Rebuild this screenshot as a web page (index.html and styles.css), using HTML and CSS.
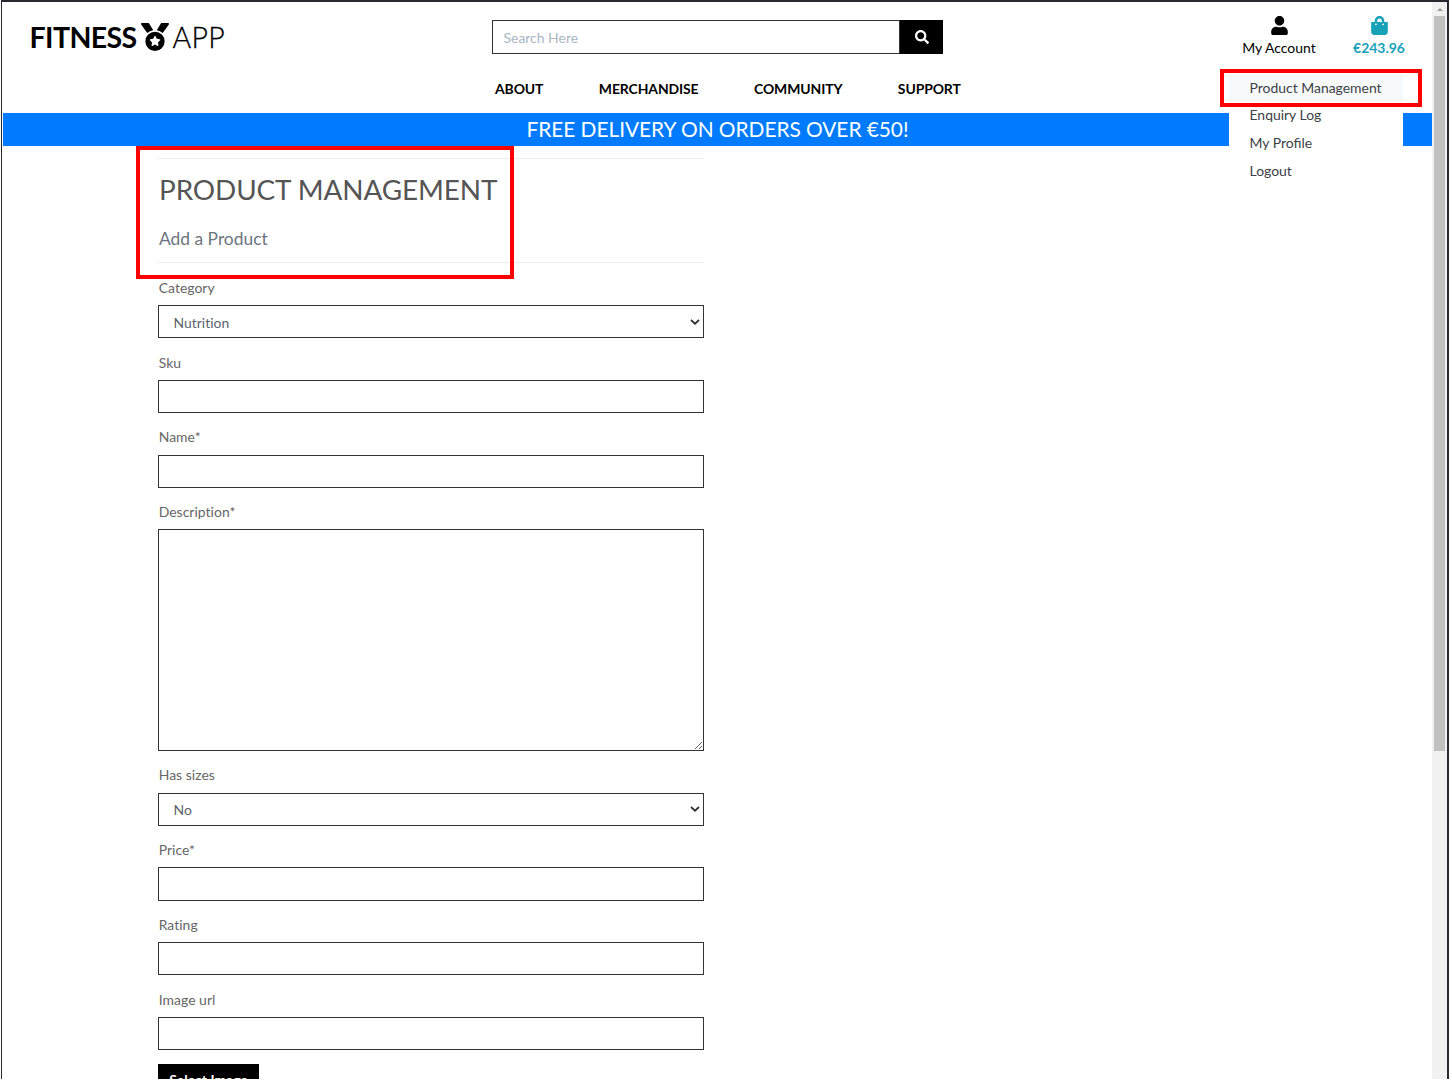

...

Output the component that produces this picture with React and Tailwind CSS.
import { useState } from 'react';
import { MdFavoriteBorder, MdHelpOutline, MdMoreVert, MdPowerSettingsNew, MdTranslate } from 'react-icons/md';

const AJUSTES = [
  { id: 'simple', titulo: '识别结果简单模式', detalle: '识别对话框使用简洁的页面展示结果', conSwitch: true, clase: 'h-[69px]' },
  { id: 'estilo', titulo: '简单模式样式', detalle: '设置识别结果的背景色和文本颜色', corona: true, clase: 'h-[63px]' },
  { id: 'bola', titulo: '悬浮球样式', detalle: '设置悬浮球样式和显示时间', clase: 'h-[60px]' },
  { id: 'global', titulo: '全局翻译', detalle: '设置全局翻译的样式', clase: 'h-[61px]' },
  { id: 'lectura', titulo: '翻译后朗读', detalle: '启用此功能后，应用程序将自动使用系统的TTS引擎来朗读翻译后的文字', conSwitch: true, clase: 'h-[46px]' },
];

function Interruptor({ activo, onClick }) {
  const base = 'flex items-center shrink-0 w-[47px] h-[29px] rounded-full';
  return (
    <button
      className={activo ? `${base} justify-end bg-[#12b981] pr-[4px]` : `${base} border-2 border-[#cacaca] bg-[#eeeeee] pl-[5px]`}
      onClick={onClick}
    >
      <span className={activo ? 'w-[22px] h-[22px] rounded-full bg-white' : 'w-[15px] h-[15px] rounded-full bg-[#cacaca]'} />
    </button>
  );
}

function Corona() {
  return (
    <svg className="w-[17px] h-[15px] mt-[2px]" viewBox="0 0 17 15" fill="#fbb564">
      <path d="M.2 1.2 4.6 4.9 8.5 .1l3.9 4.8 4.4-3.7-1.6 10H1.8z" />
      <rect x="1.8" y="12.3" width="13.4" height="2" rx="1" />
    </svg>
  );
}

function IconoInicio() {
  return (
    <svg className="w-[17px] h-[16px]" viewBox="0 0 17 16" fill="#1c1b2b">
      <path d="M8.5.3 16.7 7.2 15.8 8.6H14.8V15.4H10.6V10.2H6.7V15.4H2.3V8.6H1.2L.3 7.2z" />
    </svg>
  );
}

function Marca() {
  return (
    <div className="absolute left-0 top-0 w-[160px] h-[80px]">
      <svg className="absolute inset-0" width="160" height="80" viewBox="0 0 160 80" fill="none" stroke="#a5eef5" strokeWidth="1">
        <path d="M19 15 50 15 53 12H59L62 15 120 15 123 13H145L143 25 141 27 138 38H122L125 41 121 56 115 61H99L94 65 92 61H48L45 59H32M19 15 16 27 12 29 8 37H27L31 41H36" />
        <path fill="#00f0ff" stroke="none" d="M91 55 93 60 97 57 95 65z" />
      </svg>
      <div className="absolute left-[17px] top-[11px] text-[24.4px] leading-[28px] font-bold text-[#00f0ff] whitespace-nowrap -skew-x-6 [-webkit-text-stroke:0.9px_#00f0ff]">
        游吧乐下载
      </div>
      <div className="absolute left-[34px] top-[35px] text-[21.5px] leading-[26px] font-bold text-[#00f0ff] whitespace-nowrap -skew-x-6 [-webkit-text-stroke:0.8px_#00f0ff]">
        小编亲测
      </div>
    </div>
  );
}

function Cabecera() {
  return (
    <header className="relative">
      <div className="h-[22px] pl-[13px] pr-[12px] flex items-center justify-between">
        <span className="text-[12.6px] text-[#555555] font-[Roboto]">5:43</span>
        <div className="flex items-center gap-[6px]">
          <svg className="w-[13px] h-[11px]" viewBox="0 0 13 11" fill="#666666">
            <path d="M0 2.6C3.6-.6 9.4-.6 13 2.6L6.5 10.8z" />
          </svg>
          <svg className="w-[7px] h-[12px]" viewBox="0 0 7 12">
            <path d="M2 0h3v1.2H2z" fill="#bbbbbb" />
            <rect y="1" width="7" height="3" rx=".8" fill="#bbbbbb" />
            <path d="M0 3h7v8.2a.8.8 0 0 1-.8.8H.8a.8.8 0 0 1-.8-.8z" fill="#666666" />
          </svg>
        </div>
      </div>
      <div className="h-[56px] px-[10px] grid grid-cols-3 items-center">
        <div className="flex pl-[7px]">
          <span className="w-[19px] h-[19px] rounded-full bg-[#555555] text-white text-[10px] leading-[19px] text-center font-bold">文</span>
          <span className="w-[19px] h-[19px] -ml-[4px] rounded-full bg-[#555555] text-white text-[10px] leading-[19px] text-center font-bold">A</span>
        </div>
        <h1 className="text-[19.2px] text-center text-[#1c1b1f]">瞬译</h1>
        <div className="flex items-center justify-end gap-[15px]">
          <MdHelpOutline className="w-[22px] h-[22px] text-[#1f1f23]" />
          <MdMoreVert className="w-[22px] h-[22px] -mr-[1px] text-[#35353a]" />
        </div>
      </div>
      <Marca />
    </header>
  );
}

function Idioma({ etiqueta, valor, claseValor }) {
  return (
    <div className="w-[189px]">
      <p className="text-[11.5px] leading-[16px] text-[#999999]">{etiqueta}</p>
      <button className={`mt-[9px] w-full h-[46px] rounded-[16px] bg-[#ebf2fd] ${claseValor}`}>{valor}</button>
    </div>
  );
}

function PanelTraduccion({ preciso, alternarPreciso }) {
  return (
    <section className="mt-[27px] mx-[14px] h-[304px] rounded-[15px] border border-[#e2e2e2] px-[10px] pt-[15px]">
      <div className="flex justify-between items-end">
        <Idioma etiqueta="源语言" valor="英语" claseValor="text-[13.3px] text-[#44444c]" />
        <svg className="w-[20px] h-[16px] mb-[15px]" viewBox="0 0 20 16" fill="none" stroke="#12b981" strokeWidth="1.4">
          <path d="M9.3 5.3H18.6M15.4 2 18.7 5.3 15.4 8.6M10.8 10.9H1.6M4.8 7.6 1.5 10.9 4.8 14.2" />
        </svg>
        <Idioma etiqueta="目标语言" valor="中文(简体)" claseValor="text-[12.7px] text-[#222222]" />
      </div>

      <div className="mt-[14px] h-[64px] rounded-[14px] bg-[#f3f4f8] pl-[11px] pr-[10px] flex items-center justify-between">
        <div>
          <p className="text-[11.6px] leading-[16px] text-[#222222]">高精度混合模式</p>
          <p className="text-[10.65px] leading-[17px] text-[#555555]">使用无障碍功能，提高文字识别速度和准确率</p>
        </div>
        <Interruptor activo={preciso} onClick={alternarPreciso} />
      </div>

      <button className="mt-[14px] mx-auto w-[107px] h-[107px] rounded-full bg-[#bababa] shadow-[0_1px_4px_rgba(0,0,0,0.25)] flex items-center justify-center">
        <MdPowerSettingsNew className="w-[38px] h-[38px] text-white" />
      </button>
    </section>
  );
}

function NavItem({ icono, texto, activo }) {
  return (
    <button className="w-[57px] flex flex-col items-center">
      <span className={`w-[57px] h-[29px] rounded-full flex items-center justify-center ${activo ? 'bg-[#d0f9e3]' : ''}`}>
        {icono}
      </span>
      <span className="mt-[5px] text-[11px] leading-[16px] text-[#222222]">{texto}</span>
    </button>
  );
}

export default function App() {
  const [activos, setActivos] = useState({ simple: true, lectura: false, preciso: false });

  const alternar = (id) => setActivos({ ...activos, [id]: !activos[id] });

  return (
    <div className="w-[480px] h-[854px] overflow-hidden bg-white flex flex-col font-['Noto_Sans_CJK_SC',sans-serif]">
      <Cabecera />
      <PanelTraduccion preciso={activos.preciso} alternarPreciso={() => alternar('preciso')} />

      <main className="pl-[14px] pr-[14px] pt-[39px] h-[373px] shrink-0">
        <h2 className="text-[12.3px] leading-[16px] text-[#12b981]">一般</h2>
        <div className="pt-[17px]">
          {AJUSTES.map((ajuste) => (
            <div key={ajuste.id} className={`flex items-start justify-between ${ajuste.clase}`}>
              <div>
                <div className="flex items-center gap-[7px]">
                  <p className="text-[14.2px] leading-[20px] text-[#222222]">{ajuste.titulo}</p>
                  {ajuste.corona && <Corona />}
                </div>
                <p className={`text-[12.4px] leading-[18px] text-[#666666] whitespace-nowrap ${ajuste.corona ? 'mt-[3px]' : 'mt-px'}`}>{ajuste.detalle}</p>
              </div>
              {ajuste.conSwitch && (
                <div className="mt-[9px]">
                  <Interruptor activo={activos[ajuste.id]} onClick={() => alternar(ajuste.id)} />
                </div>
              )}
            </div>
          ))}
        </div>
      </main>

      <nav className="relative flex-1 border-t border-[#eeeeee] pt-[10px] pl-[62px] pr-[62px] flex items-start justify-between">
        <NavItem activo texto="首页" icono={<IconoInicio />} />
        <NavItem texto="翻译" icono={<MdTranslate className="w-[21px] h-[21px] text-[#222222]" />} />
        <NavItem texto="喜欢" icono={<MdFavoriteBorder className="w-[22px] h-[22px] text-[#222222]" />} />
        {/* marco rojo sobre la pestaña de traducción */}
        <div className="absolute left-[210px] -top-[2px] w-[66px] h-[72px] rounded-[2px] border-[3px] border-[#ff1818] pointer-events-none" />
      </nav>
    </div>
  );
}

==

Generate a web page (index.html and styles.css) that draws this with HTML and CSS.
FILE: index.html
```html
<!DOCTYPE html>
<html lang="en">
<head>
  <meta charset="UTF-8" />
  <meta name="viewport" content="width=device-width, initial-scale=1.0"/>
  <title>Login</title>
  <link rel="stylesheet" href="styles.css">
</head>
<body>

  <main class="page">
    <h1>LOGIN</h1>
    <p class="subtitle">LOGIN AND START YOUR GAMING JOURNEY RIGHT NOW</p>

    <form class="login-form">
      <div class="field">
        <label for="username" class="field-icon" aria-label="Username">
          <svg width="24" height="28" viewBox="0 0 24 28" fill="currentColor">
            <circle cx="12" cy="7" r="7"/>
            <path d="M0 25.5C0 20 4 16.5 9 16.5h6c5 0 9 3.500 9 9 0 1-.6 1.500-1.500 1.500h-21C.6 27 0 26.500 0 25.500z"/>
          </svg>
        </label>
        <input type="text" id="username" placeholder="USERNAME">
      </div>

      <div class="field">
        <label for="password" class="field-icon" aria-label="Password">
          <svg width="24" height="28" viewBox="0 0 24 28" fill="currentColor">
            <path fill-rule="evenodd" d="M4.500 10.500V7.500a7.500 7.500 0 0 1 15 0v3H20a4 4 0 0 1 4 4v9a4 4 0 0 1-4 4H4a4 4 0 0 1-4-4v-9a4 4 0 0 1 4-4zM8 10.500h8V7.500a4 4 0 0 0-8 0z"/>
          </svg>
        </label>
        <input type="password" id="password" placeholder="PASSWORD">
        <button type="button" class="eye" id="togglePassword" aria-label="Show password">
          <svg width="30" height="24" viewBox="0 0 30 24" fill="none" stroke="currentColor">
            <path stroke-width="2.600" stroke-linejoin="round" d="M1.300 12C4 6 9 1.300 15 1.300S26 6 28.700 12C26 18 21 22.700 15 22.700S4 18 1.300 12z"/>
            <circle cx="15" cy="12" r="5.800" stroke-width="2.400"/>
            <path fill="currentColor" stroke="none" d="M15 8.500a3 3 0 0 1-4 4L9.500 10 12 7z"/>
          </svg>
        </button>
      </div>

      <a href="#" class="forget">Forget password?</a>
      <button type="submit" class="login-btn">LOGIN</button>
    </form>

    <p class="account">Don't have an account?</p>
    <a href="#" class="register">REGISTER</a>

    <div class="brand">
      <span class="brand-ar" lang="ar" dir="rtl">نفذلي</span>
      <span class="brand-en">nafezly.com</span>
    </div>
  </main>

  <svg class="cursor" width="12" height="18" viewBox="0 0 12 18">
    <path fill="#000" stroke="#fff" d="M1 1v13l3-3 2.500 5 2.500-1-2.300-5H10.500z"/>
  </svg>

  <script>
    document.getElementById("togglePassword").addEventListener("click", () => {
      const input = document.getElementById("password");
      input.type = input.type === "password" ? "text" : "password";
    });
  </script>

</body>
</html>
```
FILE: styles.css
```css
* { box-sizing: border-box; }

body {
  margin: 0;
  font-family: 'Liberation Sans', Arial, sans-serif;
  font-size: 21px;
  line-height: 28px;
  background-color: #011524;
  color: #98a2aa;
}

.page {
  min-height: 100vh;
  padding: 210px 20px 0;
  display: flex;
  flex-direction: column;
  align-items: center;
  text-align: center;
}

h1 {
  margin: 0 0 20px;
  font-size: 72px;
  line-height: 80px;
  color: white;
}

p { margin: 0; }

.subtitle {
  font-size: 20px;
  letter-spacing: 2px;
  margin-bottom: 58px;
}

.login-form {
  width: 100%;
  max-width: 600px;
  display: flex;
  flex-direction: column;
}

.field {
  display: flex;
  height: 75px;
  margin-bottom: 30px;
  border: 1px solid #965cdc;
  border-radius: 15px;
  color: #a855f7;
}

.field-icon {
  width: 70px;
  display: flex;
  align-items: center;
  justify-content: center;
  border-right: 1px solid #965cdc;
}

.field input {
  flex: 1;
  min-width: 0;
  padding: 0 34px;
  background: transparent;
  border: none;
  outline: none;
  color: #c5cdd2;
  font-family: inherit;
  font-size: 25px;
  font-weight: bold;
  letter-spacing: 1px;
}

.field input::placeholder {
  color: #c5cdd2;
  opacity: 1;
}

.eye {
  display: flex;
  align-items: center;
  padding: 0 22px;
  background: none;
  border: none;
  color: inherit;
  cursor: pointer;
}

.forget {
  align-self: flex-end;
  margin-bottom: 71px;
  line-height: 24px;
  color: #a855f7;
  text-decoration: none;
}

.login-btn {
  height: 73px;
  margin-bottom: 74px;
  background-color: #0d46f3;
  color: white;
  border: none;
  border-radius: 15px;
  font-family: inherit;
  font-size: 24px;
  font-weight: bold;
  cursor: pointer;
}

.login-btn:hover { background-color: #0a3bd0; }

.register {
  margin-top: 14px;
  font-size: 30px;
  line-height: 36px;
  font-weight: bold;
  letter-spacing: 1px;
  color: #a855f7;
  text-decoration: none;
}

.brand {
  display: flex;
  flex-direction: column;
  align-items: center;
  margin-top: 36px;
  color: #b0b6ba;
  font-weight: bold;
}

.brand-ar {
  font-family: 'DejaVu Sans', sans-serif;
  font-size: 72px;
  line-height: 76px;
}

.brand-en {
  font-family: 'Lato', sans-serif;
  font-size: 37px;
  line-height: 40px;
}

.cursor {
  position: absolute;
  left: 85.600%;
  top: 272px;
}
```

▶ _Given request_:
Above are the lines; repeat exactly the ones from the line containing "Output the component" down to the line containing "MdMoreVert, MdPowerSettingsNew, MdTranslate", both inclusive.

▶ _Answer for this exercise_:
Output the component that produces this picture with React and Tailwind CSS.
import { useState } from 'react';
import { MdFavoriteBorder, MdHelpOutline, MdMoreVert, MdPowerSettingsNew, MdTranslate } from 'react-icons/md';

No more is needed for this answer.